Transgender inclusion in sport could be improved by adding ‘open’ and ‘universal’ categories to male and female ones, new guidance says.
A wide-ranging review of transgender inclusion in non-elite sport in the UK has concluded the current policies are not fit for purpose and require a reset.
The Sports Councils Equality Group (SCEG) said “for many sports, the inclusion of transgender people, fairness and safety cannot co-exist in a single competitive model”.
The guidance covers community sport up to national level – not international, professional or elite sport.
It says the governing bodies for each sport should work out their priorities, and choose whether they will focus on inclusion or “competitive fairness” – and safety if relevant – within the current format of their sport.
So for example, contact, collision and combat sports which choose to prioritise safety – or sports based on strength, stamina or physique which choose to prioritise “competitive fairness” – could create extra “universal admission” categories for transgender athletes.
The new guidance has been developed by Sport England, Sport Scotland, Sport Northern Ireland, Sport Wales and UK Sport after an 18-month consultation and review of the existing research.
It concludes “testosterone suppression is unlikely to guarantee fairness between transgender women and natal females in gender-affected sports” and there are “retained differences in strength, stamina and physique between the average woman compared with the average transgender woman or non-binary person registered male at birth”.
“In order to survive and thrive in the future, sport must adapt to reflect modern society, and that often, it is too slow to do so,” the guidance says.
It states that if sports choose to continue categorising participants within male and female, they are encouraged to consider creating additional versions of their sports, including “universal admission” or open categories.
Governing bodies are encouraged to “think in innovative and creative ways to ensure nobody is left out”.
There are 10 guiding principles for the “reimagining” of transgender inclusion policies.
One of those relates specifically to testosterone suppression, which has been used as a way of including transgender women in women’s sport.
The International Olympic Committee (IOC), for example, issued guidance in 2015 stating transgender women must suppress testosterone levels for at least 12 months before competition.
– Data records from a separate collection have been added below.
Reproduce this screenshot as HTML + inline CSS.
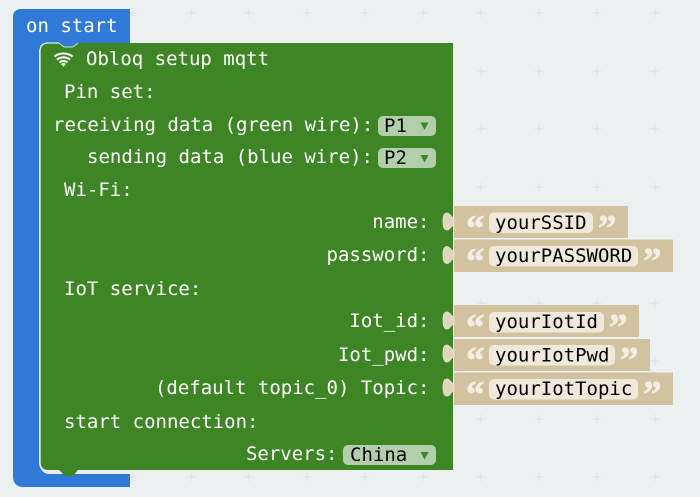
<!DOCTYPE html>
<html>
<head>
<meta charset="utf-8">
<style>
html,body{margin:0;padding:0;background:#ecf0f1;width:700px;height:497px;overflow:hidden}
svg{display:block}
text{font-family:"DejaVu Sans Mono","Liberation Mono",monospace;font-size:19px;fill:#fff}
.k{fill:#000}
.q{font-family:"Liberation Serif",serif;font-weight:bold;font-size:37px;fill:#f3eee3;stroke:#f3eee3;stroke-width:.7}
</style>
</head>
<body>
<svg width="700" height="497" viewBox="0 0 700 497" xmlns="http://www.w3.org/2000/svg">
<defs>
<path id="p" d="M-4.5 0H4.5M0 -4.5V4.5" stroke="#dbe0e1" stroke-width="1" fill="none"/>
<path id="tab" d="M12 5C9 5 8.5 0 5 0C2 0 1 3 1 8.5C1 14 2 17 5 17C8.5 17 9 12 12 12Z" fill="#e0d5bd" stroke="#ece5d5" stroke-width=".8"/>
</defs>
<g>
<use href="#p" x="133" y="13"/><use href="#p" x="191" y="13"/><use href="#p" x="133" y="477"/><use href="#p" x="191" y="477"/><use href="#p" x="249" y="477"/><use href="#p" x="307" y="477"/><use href="#p" x="365" y="477"/><use href="#p" x="423" y="477"/><use href="#p" x="481" y="477"/><use href="#p" x="539" y="477"/><use href="#p" x="597" y="477"/><use href="#p" x="655" y="477"/>
<use href="#p" x="249" y="13"/><use href="#p" x="307" y="13"/><use href="#p" x="365" y="13"/><use href="#p" x="423" y="13"/><use href="#p" x="481" y="13"/><use href="#p" x="539" y="13"/><use href="#p" x="597" y="13"/><use href="#p" x="655" y="13"/>
<use href="#p" x="481" y="71"/><use href="#p" x="539" y="71"/><use href="#p" x="597" y="71"/><use href="#p" x="655" y="71"/>
<use href="#p" x="481" y="129"/><use href="#p" x="539" y="129"/><use href="#p" x="597" y="129"/><use href="#p" x="655" y="129"/>
<use href="#p" x="481" y="187"/><use href="#p" x="539" y="187"/><use href="#p" x="597" y="187"/><use href="#p" x="655" y="187"/>
<use href="#p" x="655" y="303"/><use href="#p" x="481" y="303"/><use href="#p" x="539" y="303"/><use href="#p" x="597" y="303"/><use href="#p" x="655" y="361"/>
<use href="#p" x="481" y="419"/><use href="#p" x="539" y="419"/><use href="#p" x="597" y="419"/><use href="#p" x="655" y="419"/>
</g>

<!-- on start -->
<path d="M21 9H130V50H47C43 50 39 47 39 51V462C39 468 43 474 49 474H130V487H23C17 487 13 483 13 477V17C13 12 16 9 21 9Z" fill="#3179d6"/>
<text x="26" y="32">on start</text>

<!-- main block -->
<path d="M48 43H59L64 47H73L78 43H453V470H78L73 476H65L59 470H48C43 470 40 466 40 462V51C40 46 43 43 48 43Z" fill="#3e8525"/>
<path d="M59 43H48C43 43 40 46 40 51V462C40 468 43 471 48 472H59" fill="none" stroke="#e6efe1" stroke-width="1.3"/>
<path d="M59 43L64 47H73L78 43" fill="none" stroke="#cfe0c8" stroke-width="1"/>

<!-- wifi icon -->
<g fill="none" stroke="#fff" stroke-width="2">
<path d="M54.5 56.6C59 52.4 68 52.4 72.5 56.6"/>
<path d="M57 59.6C60.5 56.6 66.5 56.6 70 59.6"/>
<path d="M59.5 62.4C61.8 60.6 65.2 60.6 67.5 62.4"/>
</g>
<path d="M61 64C62.5 62.8 64.5 62.8 66 64L63.5 66.8Z" fill="#fff"/>

<text x="86" y="65">Obloq setup mqtt</text>
<text x="64" y="98">Pin set:</text>
<text x="53" y="131">receiving data (green wire):</text>
<text x="87" y="163">sending data (blue wire):</text>
<text x="64" y="196">Wi-Fi:</text>
<text x="429.5" y="228" text-anchor="end">name:</text>
<text x="429.5" y="261" text-anchor="end">password:</text>
<text x="64" y="295">IoT service:</text>
<text x="429.5" y="327" text-anchor="end">Iot_id:</text>
<text x="429.5" y="361" text-anchor="end">Iot_pwd:</text>
<text x="429.5" y="394" text-anchor="end">(default topic_0) Topic:</text>
<text x="64" y="428">start connection:</text>
<text x="337.5" y="460" text-anchor="end">Servers:</text>

<!-- dropdowns -->
<rect x="378" y="116" width="58" height="20" rx="5" fill="#b3ceaa"/>
<text class="k" x="384" y="132">P1</text>
<path d="M420.5 122.5H428.5L424.5 130Z" fill="#3e8525"/>
<rect x="378" y="148" width="58" height="20" rx="5" fill="#b3ceaa"/>
<text class="k" x="384" y="164">P2</text>
<path d="M420.5 155H428.5L424.5 162.5Z" fill="#3e8525"/>
<rect x="343" y="445" width="93" height="20" rx="5" fill="#b3ceaa"/>
<text class="k" x="350" y="461">China</text>
<path d="M420.5 452H428.5L424.5 459.5Z" fill="#3e8525"/>

<!-- strings -->
<rect x="454" y="206" width="174" height="32" fill="#d2c2a0"/>
<rect x="454" y="239.5" width="219" height="32.5" fill="#d2c2a0"/>
<rect x="454" y="305" width="185" height="32" fill="#d2c2a0"/>
<rect x="454" y="339" width="196" height="32" fill="#d2c2a0"/>
<rect x="454" y="372.5" width="219" height="32.5" fill="#d2c2a0"/>

<use href="#tab" x="442" y="213"/>
<use href="#tab" x="442" y="246.5"/>
<use href="#tab" x="442" y="312"/>
<use href="#tab" x="442" y="345"/>
<use href="#tab" x="442" y="379"/>

<rect x="489" y="212.5" width="104" height="20.5" rx="5" fill="#efe9dc"/>
<rect x="489" y="246" width="149" height="20.5" rx="5" fill="#efe9dc"/>
<rect x="489" y="312" width="115" height="20.5" rx="5" fill="#efe9dc"/>
<rect x="489" y="345" width="126" height="20.5" rx="5" fill="#efe9dc"/>
<rect x="489" y="379" width="149" height="20.5" rx="5" fill="#efe9dc"/>

<text class="k" x="495" y="229">yourSSID</text>
<text class="k" x="495" y="262">yourPASSWORD</text>
<text class="k" x="495" y="328">yourIotId</text>
<text class="k" x="495" y="361.5">yourIotPwd</text>
<text class="k" x="495" y="395">yourIotTopic</text>

<text class="q" x="466" y="240.5">“</text><text class="q" x="598" y="240.5">”</text>
<text class="q" x="466" y="273.5">“</text><text class="q" x="643" y="273.5">”</text>
<text class="q" x="466" y="339.5">“</text><text class="q" x="609" y="339.5">”</text>
<text class="q" x="466" y="372.5">“</text><text class="q" x="620" y="372.5">”</text>
<text class="q" x="466" y="406.5">“</text><text class="q" x="643" y="406.5">”</text>
</svg>
</body>
</html>
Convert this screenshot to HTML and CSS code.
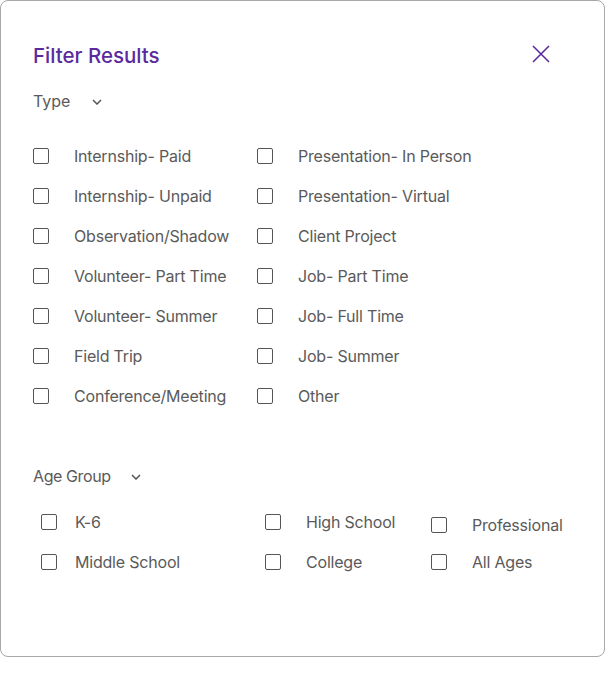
FILE: index.html
```html
<!DOCTYPE html>
<html>
<head>
<meta charset="utf-8">
<link rel="stylesheet" href="styles.css">
</head>
<body>
<div class="card">
  <div class="header">
    <h1 class="title">Filter Results</h1>
    <svg class="close" width="18" height="18" viewBox="0 0 18 18"><path d="M1 1 L17 17 M17 1 L1 17" stroke="#5b2a9e" stroke-width="1.6" fill="none"/></svg>
  </div>
  <div class="section-head type-head">
    <span>Type</span>
    <svg class="chev" width="10" height="6" viewBox="0 0 10 6"><path d="M1 1 L5 5 L9 1" stroke="#555" stroke-width="1.5" fill="none"/></svg>
  </div>
  <div class="type-grid">
    <label class="opt"><span class="box"></span>Internship- Paid</label>
    <label class="opt"><span class="box"></span>Presentation- In Person</label>
    <label class="opt"><span class="box"></span>Internship- Unpaid</label>
    <label class="opt"><span class="box"></span>Presentation- Virtual</label>
    <label class="opt"><span class="box"></span>Observation/Shadow</label>
    <label class="opt"><span class="box"></span>Client Project</label>
    <label class="opt"><span class="box"></span>Volunteer- Part Time</label>
    <label class="opt"><span class="box"></span>Job- Part Time</label>
    <label class="opt"><span class="box"></span>Volunteer- Summer</label>
    <label class="opt"><span class="box"></span>Job- Full Time</label>
    <label class="opt"><span class="box"></span>Field Trip</label>
    <label class="opt"><span class="box"></span>Job- Summer</label>
    <label class="opt"><span class="box"></span>Conference/Meeting</label>
    <label class="opt"><span class="box"></span>Other</label>
  </div>
  <div class="section-head age-head">
    <span class="age-label">Age Group</span>
    <svg class="chev" width="10" height="6" viewBox="0 0 10 6"><path d="M1 1 L5 5 L9 1" stroke="#555" stroke-width="1.5" fill="none"/></svg>
  </div>
  <div class="age-grid">
    <div class="age-col c1">
      <label class="opt"><span class="box"></span>K-6</label>
      <label class="opt"><span class="box"></span>Middle School</label>
    </div>
    <div class="age-col c2">
      <label class="opt"><span class="box"></span>High School</label>
      <label class="opt"><span class="box"></span>College</label>
    </div>
    <div class="age-col c3">
      <label class="opt prof"><span class="box"></span>Professional</label>
      <label class="opt"><span class="box"></span>All Ages</label>
    </div>
  </div>
</div>
</body>
</html>
```
FILE: styles.css
```css
* { box-sizing: border-box; }
html, body { margin: 0; padding: 0; background: #fff; }
body { font-family: Inter, "Noto Sans", sans-serif; color: #5a5a5a; }
.card {
  width: 605px;
  height: 657px;
  border: 1px solid #a8a8a8;
  border-radius: 8px;
  padding: 43px 54px 0 32px;
}
.header { display: flex; justify-content: space-between; align-items: center; height: 24px; }
.title { margin: 0; font-size: 20.5px; font-weight: 500; color: #5b2a9e; line-height: 24px; }
.close { margin-top: -4px; }
.section-head { display: flex; align-items: center; font-size: 16px; line-height: 20px; color: #5a5a5a; }
.type-head { margin-top: 23px; gap: 22px; }
.age-head { margin-top: 50px; gap: 20px; }
.age-label { letter-spacing: -0.4px; }
.chev { margin-top: 1px; }
.type-grid { display: grid; grid-template-columns: 224px 1fr; margin-top: 25px; }
.opt { display: flex; align-items: center; height: 40px; font-size: 16px; color: #5a5a5a; letter-spacing: -0.2px; white-space: nowrap; }
.box { width: 16px; height: 16px; border: 1px solid #555; border-radius: 2px; margin-right: 25px; flex: none; }
.age-grid { display: flex; margin-top: 16px; }
.age-col { display: flex; flex-direction: column; flex: none; }
.c1 { margin-left: 8px; width: 224px; }
.c1 .box { margin-right: 18px; }
.c2 { width: 166px; }
.prof { padding-top: 5px; }
```
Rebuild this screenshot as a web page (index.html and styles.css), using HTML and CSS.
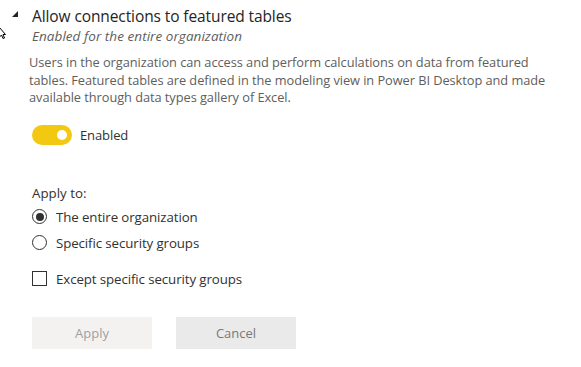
FILE: index.html
```html
<!DOCTYPE html>
<html>
<head>
<meta charset="utf-8">
<link rel="stylesheet" href="styles.css">
</head>
<body>
<div class="page">
  <div class="cursor">
    <svg width="7" height="12" viewBox="0 0 7 12"><path d="M0.5 0.5 L0.5 10 L2.5 8 L4 11.5 L5.5 11 L4 7.5 L6.5 7.5 Z" fill="#fff" stroke="#000" stroke-width="1"/></svg>
  </div>
  <div class="header">
    <svg class="caret" width="6" height="6" viewBox="0 0 6 6"><path d="M6 0 L6 6 L0 6 Z" fill="#252423"/></svg>
    <div class="titles">
      <div class="title">Allow connections to featured tables</div>
      <div class="subtitle">Enabled for the entire organization</div>
    </div>
  </div>
  <div class="content">
    <p class="desc">Users in the organization can access and perform calculations on data from featured<br>tables. Featured tables are defined in the modeling view in Power BI Desktop and made<br>available through data types gallery of Excel.</p>
    <div class="toggle-row">
      <span class="toggle"><span class="knob"></span></span>
      <span class="label">Enabled</span>
    </div>
    <div class="apply-label">Apply to:</div>
    <div class="option first"><span class="radio checked"></span><span class="label">The entire organization</span></div>
    <div class="option"><span class="radio"></span><span class="label">Specific security groups</span></div>
    <div class="option check-opt"><span class="checkbox"></span><span class="label">Except specific security groups</span></div>
    <div class="buttons">
      <button class="btn apply">Apply</button>
      <button class="btn cancel">Cancel</button>
    </div>
  </div>
</div>
</body>
</html>
```
FILE: styles.css
```css
html, body {
  margin: 0;
  padding: 0;
  background: #fff;
}
body {
  font-family: "Open Sans", "Noto Sans", sans-serif;
  color: #323130;
}
.page {
  position: relative;
  width: 581px;
  height: 367px;
  overflow: hidden;
}
.cursor {
  position: absolute;
  left: -1px;
  top: 27px;
  line-height: 0;
}
.header {
  display: flex;
  align-items: flex-start;
  padding-left: 12px;
  padding-top: 5px;
}
.caret {
  margin-top: 6px;
  margin-right: 14px;
}
.title {
  font-size: 15.5px;
  line-height: 22px;
  color: #252423;
  letter-spacing: -0.1px;
}
.subtitle {
  font-size: 13.5px;
  font-style: italic;
  line-height: 19px;
  color: #605e5c;
  letter-spacing: 0.05px;
}
.content {
  padding-left: 32px;
}
.desc {
  margin: 8px 0 0 -3px;
  white-space: nowrap;
  font-size: 12.8px;
  line-height: 17.5px;
  color: #605e5c;
  letter-spacing: -0.05px;
}
.toggle-row {
  display: flex;
  align-items: center;
  margin-top: 18px;
  height: 20px;
}
.toggle {
  position: relative;
  display: inline-block;
  width: 40px;
  height: 20px;
  border-radius: 10px;
  background: #f2c811;
}
.knob {
  position: absolute;
  right: 5px;
  top: 5px;
  width: 10px;
  height: 10px;
  border-radius: 50%;
  background: #fff;
}
.label {
  font-size: 13.3px;
  color: #323130;
  letter-spacing: -0.1px;
}
.toggle-row .label {
  margin-left: 8px;
  font-size: 13px;
}
.apply-label {
  margin-top: 39px;
  font-size: 13.3px;
  line-height: 18px;
  color: #323130;
  letter-spacing: 0;
}
.option {
  display: flex;
  align-items: center;
  height: 18px;
  margin-top: 8px;
}
.option.first {
  margin-top: 6px;
}
.check-opt {
  margin-top: 18px;
}
.radio {
  box-sizing: border-box;
  width: 15px;
  height: 15px;
  border: 1px solid #323130;
  border-radius: 50%;
  margin-right: 9px;
  position: relative;
}
.radio.checked::after {
  content: "";
  position: absolute;
  left: 2.5px;
  top: 2.5px;
  width: 8px;
  height: 8px;
  border-radius: 50%;
  background: #323130;
}
.checkbox {
  box-sizing: border-box;
  width: 15px;
  height: 15px;
  border: 1px solid #323130;
  margin-right: 9px;
}
.buttons {
  display: flex;
  gap: 24px;
  margin-top: 29px;
}
.btn {
  width: 120px;
  height: 32px;
  border: none;
  font-family: "Open Sans", "Noto Sans", sans-serif;
  font-size: 13px;
  padding: 0;
}
.apply {
  background: #f3f2f1;
  color: #a19f9d;
}
.cancel {
  background: #eaeaea;
  color: #7a7876;
}
```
Updated guidance from the IOC was recently delayed, though its medical and science director, Dr Richard Budgett, said in July that the science has “moved on” from 2015.
The SCEG said: “Our work exploring the latest research, evidence and studies made clear that there are retained differences in strength, stamina and physique between the average woman compared with the average transgender woman or non-binary person registered male at birth, with or without testosterone suppression.”
In the Tokyo 2020 Olympics this summer, transgender athlete Laurel Hubbard made Games history by competing in the women’s +87kg weightlifting.
Hubbard became the first openly transgender athlete to compete at a Games in a different gender category to the one in which they were born.
In October last year, World Rugby became the first international sports federation to say transgender women cannot compete at the elite and international level of the women’s game “on safety grounds”.
The review has been described by those in charge of the sports councils as a “challenging and emotive piece of work”, consisting of an independent consultation including interviews and surveys, involving respondents from 54 sports and 175 organisations.
A foreword written by the chief executives of the sports councils says: “We want this guidance to open up, rather than close down opportunities for everyone, recognising that many other people already feel excluded from sport and physical activity.
“While our consultation found that there was widespread support for ensuring that sport was a welcoming place for everyone in society, including for transgender people, it also highlighted that there were concerns relating to safety and fairness in relation to transgender inclusion, particularly in female sport, and that there was no consensus on a single solution as to how this should be addressed.”
What else did the report say?
Here are some further key points from the review and guidance:
- There is no one solution to suit everyone. The guidance recognises there needs to be different solutions for different sports, so it is about acknowledging the needs of different groups.
- For many sports, the inclusion of transgender people, fairness and safety cannot co-exist in a single competitive model.
- If a sport governing body considers transgender inclusion, fairness, and safety are all priorities, then a model for decision-making around the best options and opportunities should be developed.
- Evidence indicates it is fair and safe for transgender people to be included within the male category in most sports.
- Competitive fairness cannot be reconciled with self-identification into the female category in gender-affected sport.
- There are likely to be times in which some transgender people cannot or choose not to be registered, either in the short or long-term, within sex binary categories..
- ‘Case-by-case’ assessment is unlikely to be practical nor verifiable for entry into gender-affected sports.
- Some governing bodies will need to create a mechanism where domestic competition can lead to an international competition pathway.